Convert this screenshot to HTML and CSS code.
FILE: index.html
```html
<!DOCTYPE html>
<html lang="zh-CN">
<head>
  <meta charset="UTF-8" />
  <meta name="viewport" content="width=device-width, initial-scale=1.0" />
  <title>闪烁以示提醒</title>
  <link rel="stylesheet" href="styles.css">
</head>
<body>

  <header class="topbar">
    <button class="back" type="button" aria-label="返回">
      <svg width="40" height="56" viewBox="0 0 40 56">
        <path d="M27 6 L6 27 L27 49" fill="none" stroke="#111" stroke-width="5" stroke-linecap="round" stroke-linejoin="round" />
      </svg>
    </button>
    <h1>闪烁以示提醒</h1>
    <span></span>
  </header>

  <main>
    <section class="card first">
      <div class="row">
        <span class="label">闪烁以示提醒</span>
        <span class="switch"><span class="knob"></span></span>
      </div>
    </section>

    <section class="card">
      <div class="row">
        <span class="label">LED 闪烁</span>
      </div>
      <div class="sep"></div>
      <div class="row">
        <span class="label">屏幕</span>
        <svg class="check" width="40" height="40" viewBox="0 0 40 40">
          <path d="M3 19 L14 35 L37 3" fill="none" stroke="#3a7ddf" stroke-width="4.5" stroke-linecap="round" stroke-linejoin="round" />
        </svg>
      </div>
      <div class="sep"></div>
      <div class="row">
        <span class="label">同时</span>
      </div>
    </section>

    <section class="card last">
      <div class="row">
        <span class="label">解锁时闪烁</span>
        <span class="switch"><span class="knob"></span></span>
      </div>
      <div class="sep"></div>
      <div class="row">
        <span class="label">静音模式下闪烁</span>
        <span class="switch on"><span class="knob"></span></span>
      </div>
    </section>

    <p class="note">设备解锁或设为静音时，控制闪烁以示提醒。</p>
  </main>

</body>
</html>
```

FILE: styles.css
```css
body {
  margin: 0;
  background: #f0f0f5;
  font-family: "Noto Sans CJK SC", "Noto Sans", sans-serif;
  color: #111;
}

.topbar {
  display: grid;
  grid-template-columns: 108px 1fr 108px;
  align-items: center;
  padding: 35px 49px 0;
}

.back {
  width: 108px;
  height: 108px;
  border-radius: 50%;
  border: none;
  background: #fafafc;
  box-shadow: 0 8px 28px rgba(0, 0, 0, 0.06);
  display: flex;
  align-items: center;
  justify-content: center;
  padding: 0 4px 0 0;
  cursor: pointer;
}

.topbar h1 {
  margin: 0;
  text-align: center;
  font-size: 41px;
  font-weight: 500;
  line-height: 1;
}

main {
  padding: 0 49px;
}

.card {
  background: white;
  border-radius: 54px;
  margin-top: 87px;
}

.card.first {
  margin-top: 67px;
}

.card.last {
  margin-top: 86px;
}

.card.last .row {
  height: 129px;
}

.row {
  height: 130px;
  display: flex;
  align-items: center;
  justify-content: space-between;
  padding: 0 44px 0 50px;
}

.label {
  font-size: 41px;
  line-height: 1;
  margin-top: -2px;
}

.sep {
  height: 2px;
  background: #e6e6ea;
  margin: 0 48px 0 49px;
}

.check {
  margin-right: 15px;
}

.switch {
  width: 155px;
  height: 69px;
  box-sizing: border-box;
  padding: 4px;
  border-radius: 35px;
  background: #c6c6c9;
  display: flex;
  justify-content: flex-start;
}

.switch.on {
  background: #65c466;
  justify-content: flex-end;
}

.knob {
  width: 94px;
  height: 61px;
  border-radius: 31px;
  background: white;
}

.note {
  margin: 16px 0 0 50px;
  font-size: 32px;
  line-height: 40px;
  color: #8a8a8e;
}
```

§ §

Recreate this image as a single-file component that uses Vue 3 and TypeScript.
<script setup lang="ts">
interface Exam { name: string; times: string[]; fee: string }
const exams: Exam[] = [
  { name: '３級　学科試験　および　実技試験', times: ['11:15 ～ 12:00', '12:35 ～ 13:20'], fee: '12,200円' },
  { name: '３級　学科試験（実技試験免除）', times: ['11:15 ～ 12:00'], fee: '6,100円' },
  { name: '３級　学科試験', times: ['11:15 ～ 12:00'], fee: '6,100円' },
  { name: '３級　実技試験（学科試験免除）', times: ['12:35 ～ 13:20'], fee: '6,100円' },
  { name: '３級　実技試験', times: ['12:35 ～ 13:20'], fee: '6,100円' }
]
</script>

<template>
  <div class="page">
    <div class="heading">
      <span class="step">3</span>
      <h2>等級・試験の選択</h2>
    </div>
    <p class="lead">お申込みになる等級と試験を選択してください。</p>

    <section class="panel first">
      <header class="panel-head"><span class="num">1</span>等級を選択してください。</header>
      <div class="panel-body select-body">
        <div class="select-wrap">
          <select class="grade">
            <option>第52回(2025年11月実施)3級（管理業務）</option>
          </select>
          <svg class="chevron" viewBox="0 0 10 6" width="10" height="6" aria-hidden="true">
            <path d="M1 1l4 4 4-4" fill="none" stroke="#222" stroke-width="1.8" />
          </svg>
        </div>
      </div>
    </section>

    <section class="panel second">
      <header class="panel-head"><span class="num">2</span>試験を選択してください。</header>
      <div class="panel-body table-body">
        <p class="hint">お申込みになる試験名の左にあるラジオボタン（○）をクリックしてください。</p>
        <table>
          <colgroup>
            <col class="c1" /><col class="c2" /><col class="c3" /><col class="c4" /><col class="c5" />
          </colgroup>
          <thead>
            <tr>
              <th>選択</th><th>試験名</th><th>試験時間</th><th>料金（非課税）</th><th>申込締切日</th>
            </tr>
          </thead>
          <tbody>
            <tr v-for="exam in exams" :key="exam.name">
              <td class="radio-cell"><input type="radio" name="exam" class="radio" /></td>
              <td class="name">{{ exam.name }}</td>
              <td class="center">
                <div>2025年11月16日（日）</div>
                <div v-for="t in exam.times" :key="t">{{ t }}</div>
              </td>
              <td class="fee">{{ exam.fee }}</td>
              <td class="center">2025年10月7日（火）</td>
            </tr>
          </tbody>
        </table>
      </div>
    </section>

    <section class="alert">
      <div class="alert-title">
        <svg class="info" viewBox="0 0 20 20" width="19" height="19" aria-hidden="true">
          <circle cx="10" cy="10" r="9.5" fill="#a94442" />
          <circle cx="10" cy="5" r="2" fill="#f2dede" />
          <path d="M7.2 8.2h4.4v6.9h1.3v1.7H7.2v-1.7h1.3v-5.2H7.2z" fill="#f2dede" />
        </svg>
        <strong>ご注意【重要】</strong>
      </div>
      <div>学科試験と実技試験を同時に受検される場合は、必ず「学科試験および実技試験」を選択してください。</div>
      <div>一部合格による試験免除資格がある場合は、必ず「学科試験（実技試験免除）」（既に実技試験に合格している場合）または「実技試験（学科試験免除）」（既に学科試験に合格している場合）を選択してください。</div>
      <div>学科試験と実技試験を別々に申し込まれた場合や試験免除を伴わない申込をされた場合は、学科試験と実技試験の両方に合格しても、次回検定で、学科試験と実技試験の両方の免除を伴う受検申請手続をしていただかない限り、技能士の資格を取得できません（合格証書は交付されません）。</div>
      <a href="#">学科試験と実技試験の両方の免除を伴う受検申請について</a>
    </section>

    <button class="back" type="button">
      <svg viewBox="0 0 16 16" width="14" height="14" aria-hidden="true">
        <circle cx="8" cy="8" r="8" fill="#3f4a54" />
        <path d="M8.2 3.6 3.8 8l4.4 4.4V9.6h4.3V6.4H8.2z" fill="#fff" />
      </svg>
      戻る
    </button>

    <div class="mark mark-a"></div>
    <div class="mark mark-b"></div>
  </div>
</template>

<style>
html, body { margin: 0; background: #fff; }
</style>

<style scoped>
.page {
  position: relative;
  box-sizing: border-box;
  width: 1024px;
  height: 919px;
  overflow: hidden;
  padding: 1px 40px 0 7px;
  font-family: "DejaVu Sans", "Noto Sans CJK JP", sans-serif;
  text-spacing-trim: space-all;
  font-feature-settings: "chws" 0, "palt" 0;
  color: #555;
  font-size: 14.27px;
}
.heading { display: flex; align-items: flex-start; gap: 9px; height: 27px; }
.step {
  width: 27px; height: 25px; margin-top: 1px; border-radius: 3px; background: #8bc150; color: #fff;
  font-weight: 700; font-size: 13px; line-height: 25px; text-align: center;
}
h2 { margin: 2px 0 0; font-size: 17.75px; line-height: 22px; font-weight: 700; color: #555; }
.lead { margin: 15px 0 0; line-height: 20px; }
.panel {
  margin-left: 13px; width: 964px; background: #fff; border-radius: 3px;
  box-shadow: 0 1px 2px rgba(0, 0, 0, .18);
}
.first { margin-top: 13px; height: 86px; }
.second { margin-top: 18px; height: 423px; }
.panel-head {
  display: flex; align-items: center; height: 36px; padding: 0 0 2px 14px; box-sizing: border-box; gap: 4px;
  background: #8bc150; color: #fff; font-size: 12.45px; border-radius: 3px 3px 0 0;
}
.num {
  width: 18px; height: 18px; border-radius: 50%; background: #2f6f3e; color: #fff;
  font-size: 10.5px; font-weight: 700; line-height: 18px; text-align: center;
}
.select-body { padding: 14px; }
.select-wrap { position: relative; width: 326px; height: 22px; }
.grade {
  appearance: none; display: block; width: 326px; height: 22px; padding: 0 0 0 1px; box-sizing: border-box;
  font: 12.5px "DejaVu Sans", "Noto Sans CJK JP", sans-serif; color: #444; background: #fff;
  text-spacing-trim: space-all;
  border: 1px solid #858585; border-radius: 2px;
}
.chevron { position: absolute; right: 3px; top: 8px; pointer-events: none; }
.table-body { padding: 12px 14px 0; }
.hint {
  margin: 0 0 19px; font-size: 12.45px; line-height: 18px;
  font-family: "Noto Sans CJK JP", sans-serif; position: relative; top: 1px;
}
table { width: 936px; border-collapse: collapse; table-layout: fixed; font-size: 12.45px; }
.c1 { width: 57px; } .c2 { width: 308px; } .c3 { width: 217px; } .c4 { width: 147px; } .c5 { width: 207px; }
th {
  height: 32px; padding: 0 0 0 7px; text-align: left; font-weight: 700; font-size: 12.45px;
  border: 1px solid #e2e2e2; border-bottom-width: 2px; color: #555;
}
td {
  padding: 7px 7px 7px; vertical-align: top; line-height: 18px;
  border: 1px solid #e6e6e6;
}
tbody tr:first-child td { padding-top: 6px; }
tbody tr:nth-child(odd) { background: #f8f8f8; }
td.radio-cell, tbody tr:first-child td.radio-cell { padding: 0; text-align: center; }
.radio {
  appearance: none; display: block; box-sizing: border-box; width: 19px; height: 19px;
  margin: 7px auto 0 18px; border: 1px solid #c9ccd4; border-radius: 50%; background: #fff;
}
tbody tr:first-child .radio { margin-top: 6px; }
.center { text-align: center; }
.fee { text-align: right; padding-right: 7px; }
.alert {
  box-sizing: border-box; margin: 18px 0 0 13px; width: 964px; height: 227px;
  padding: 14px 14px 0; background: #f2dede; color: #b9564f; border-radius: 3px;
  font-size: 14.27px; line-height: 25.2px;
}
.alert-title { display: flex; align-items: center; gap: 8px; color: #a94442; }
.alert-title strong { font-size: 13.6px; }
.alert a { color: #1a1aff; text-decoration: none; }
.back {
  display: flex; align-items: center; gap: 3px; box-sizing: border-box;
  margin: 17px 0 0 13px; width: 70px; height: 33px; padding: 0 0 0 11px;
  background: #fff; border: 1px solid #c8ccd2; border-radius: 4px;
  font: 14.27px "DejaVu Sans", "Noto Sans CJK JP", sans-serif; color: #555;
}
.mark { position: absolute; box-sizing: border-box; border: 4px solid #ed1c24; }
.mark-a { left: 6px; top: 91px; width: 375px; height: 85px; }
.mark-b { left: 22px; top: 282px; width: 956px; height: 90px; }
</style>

§ §

=== GIVEN EXERCISE ===
Find all lines with "this" in them and copy each one.

=== RESPONSE BELOW ===
Convert this screenshot to HTML and CSS code.
Recreate this image as a single-file component that uses Vue 3 and TypeScript.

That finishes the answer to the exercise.